Der Bundesrechnungshof wirft dem zuständigen Bundesministerium für Arbeit und Soziales (BMAS) in diesem Rahmen einen Mangel an Transparenz vor. Dadurch, dass nicht klar gesetzlich definiert ist, welche Leistungen als versicherungsfremd gelten, sei eine konkrete Dokumentation unmöglich. Und ohne eine solche Dokumentation sei nicht ersichtlich, ob – und wie viel – Geld aus der Rentenkasse in Projekte fließt, in die es eigentlich nicht fließen sollte.

Darum schlägt der Rechnungshof vor, dass das BMAS regelmäßig Daten dazu veröffentlichen sollte, welche Leistungen versicherungsfremd sind und welche nicht. Nur so könnten das Parlament und die Öffentlichkeit einschätzen, ob die Bundeszuschüsse, die in diese Zahlungen fließen, gerechtfertigt sind. „Der Bundesrechnungshof empfiehlt dem BMAS, Transparenz bei den versicherungsfremden Leistungen herzustellen. Dazu sollte es die versicherungsfremden Leistungen zumindest in der Bandbreite der engen und erweiterten Abgrenzung der DRV Bund benennen und ihre Höhe berechnen“, forderte der Bundesrechnungshof in einer Stellungnahme. Das Ergebnis könnte das BMAS zum Beispiel im Rentenversicherungsbericht veröffentlichen.

Sparen bei Rente? FDP fordert Auslagerung der versicherungsfremden Leistungen

Wie geht es mit diesen Zuschüssen weiter? Die FDP fordert laut Wirtschaftswoche eine Ausgliederung der versicherungsfremden Leistungen aus der Rentenversicherung. Diese Leistungen sollten jedoch nicht gekürzt werden, lediglich ihre Finanzierung soll aus einem anderen Topf erfolgen. Die gesellschaftlichen Ziele, etwa die Anerkennung von Kindererziehungsleistungen, wolle die FDP dabei nicht vernachlässigen, aber die finanziellen Lasten nicht den Rentenbeitragszahlern auferlegen. „Es widerspricht meinem Verständnis der Schuldenbremse, wenn Kosten in die Sozialversicherungen verlagert werden“, erklärte die FDP-Politikerin Schulz dazu.

Ende 2023 hatte die Bundesregierung angekündigt, aus Haushaltsgründen am Bundeszuschuss für die Rente sparen zu wollen. In Folge warnte die DRV bereits vor „schneller steigenden“ Rentenbeiträgen.

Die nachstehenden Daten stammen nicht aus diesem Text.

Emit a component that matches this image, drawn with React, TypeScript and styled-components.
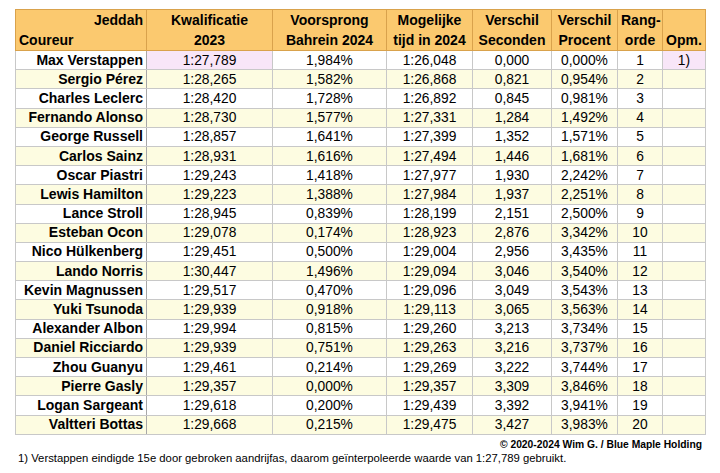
import styled, { createGlobalStyle } from "styled-components";

interface Row {
  name: string;
  quali: string;
  lead: string;
  time: string;
  secs: string;
  pct: string;
  note?: string;
}

const rows: Row[] = [
  { name: "Max Verstappen", quali: "1:27,789", lead: "1,984%", time: "1:26,048", secs: "0,000", pct: "0,000%", note: "1)" },
  { name: "Sergio Pérez", quali: "1:28,265", lead: "1,582%", time: "1:26,868", secs: "0,821", pct: "0,954%" },
  { name: "Charles Leclerc", quali: "1:28,420", lead: "1,728%", time: "1:26,892", secs: "0,845", pct: "0,981%" },
  { name: "Fernando Alonso", quali: "1:28,730", lead: "1,577%", time: "1:27,331", secs: "1,284", pct: "1,492%" },
  { name: "George Russell", quali: "1:28,857", lead: "1,641%", time: "1:27,399", secs: "1,352", pct: "1,571%" },
  { name: "Carlos Sainz", quali: "1:28,931", lead: "1,616%", time: "1:27,494", secs: "1,446", pct: "1,681%" },
  { name: "Oscar Piastri", quali: "1:29,243", lead: "1,418%", time: "1:27,977", secs: "1,930", pct: "2,242%" },
  { name: "Lewis Hamilton", quali: "1:29,223", lead: "1,388%", time: "1:27,984", secs: "1,937", pct: "2,251%" },
  { name: "Lance Stroll", quali: "1:28,945", lead: "0,839%", time: "1:28,199", secs: "2,151", pct: "2,500%" },
  { name: "Esteban Ocon", quali: "1:29,078", lead: "0,174%", time: "1:28,923", secs: "2,876", pct: "3,342%" },
  { name: "Nico Hülkenberg", quali: "1:29,451", lead: "0,500%", time: "1:29,004", secs: "2,956", pct: "3,435%" },
  { name: "Lando Norris", quali: "1:30,447", lead: "1,496%", time: "1:29,094", secs: "3,046", pct: "3,540%" },
  { name: "Kevin Magnussen", quali: "1:29,517", lead: "0,470%", time: "1:29,096", secs: "3,049", pct: "3,543%" },
  { name: "Yuki Tsunoda", quali: "1:29,939", lead: "0,918%", time: "1:29,113", secs: "3,065", pct: "3,563%" },
  { name: "Alexander Albon", quali: "1:29,994", lead: "0,815%", time: "1:29,260", secs: "3,213", pct: "3,734%" },
  { name: "Daniel Ricciardo", quali: "1:29,939", lead: "0,751%", time: "1:29,263", secs: "3,216", pct: "3,737%" },
  { name: "Zhou Guanyu", quali: "1:29,461", lead: "0,214%", time: "1:29,269", secs: "3,222", pct: "3,744%" },
  { name: "Pierre Gasly", quali: "1:29,357", lead: "0,000%", time: "1:29,357", secs: "3,309", pct: "3,846%" },
  { name: "Logan Sargeant", quali: "1:29,618", lead: "0,200%", time: "1:29,439", secs: "3,392", pct: "3,941%" },
  { name: "Valtteri Bottas", quali: "1:29,668", lead: "0,215%", time: "1:29,475", secs: "3,427", pct: "3,983%" },
];

const widths = [131, 126, 114, 86, 79, 66, 45, 43];

const GlobalStyle = createGlobalStyle`
  body {
    margin: 0;
    background: #ffffff;
    font-family: "Liberation Sans", Arial, sans-serif;
    color: #000000;
  }
`;

const App = () => {
  return (
    <Page>
      <GlobalStyle />
      <Table>
        <colgroup>
          {widths.map((w, i) => (
            <col key={i} style={{ width: w }} />
          ))}
        </colgroup>
        <thead>
          <tr>
            <HeadCell>
              <HeadLine $align="right">Jeddah</HeadLine>
              <HeadLine $align="left">Coureur</HeadLine>
            </HeadCell>
            <HeadCell>
              <HeadLine>Kwalificatie</HeadLine>
              <HeadLine>2023</HeadLine>
            </HeadCell>
            <HeadCell>
              <HeadLine>Voorsprong</HeadLine>
              <HeadLine>Bahrein 2024</HeadLine>
            </HeadCell>
            <HeadCell>
              <HeadLine>Mogelijke</HeadLine>
              <HeadLine>tijd in 2024</HeadLine>
            </HeadCell>
            <HeadCell>
              <HeadLine>Verschil</HeadLine>
              <HeadLine>Seconden</HeadLine>
            </HeadCell>
            <HeadCell>
              <HeadLine>Verschil</HeadLine>
              <HeadLine>Procent</HeadLine>
            </HeadCell>
            <HeadCell>
              <HeadLine>Rang-</HeadLine>
              <HeadLine>orde</HeadLine>
            </HeadCell>
            <HeadCell>
              <HeadLine>&nbsp;</HeadLine>
              <HeadLine>Opm.</HeadLine>
            </HeadCell>
          </tr>
        </thead>
        <tbody>
          {rows.map((r, i) => (
            <BodyRow key={r.name} $striped={i % 2 === 1}>
              <NameCell>{r.name}</NameCell>
              <Cell $mark={i === 0}>{r.quali}</Cell>
              <Cell>{r.lead}</Cell>
              <Cell>{r.time}</Cell>
              <Cell>{r.secs}</Cell>
              <Cell>{r.pct}</Cell>
              <Cell>{i + 1}</Cell>
              <Cell $mark={!!r.note}>{r.note}</Cell>
            </BodyRow>
          ))}
        </tbody>
      </Table>
      <Copyright>© 2020-2024 Wim G. / Blue Maple Holding</Copyright>
      <Footnote>1) Verstappen eindigde 15e door gebroken aandrijfas, daarom geïnterpoleerde waarde van 1:27,789 gebruikt.</Footnote>
    </Page>
  );
};

export default App;

const Page = styled.div`
  width: 690px;
  padding: 9px 0 0 15px;
  display: flex;
  flex-direction: column;
`;

const Table = styled.table`
  width: 690px;
  table-layout: fixed;
  border-collapse: collapse;
  border: 1px solid #8c8c8c;
`;

const HeadCell = styled.th`
  height: 39px;
  padding: 0 3px;
  background: #fbc96f;
  border: 1px solid #d9a24c;
  font-size: 14px;
  font-weight: bold;
  text-align: center;
  vertical-align: middle;
  white-space: nowrap;
`;

const HeadLine = styled.div<{ $align?: "left" | "right" | "center" }>`
  line-height: 20px;
  text-align: ${(props) => props.$align ?? "center"};
`;

const BodyRow = styled.tr<{ $striped: boolean }>`
  height: 19.2px;
  background: ${(props) => (props.$striped ? "#fdfce1" : "#ffffff")};
`;

const NameCell = styled.td`
  padding: 0 3px 0 0;
  border: 1px solid #c8c8c8;
  border-right-color: #a8a8a8;
  font-size: 14px;
  font-weight: bold;
  text-align: right;
  white-space: nowrap;
  line-height: 17px;
`;

const Cell = styled.td<{ $mark?: boolean }>`
  padding: 0;
  border: 1px solid #c8c8c8;
  font-size: 13.8px;
  text-align: center;
  white-space: nowrap;
  line-height: 17px;
  background: ${(props) => (props.$mark ? "#f8e6f8" : "transparent")};
`;

const Copyright = styled.div`
  margin-top: 3px;
  padding-right: 3px;
  font-size: 10.3px;
  font-weight: bold;
  text-align: right;
  line-height: 13px;
`;

const Footnote = styled.div`
  padding-left: 3px;
  font-size: 11.3px;
  line-height: 14px;
  white-space: nowrap;
`;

Ersparnis für Rentenzahler – oder auch nicht

Wenn die Ampel-Koalition jetzt also dem Streben der FDP nachkommen und die versicherungsfremden Leistungen auslagern würde, wäre dann eine finanzielle Erleichterung zu erwarten? Der Focus zeigte sich hier pessimistisch; immerhin müsste das Geld für diese Leistungen trotzdem irgendwoher kommen. Das könnte zum Beispiel über die Steuern passieren, die dann logischerweise steigen müssten. Was also am Rentenbeitrag an Ersparnis anfalle, würde dann bei den Steuern als Mehrbelastung bemerkbar.

Allerdings würde die Aufteilung der Kosten auf einen größeren Bevölkerungsteil womöglich für eine immerhin kleine Ersparnis sorgen. Anstatt dass nur die Rentenbeitragszahler für die versicherungsfremden Leistungen aufkommen, würde die Gesamtbevölkerung zur Kasse gebeten.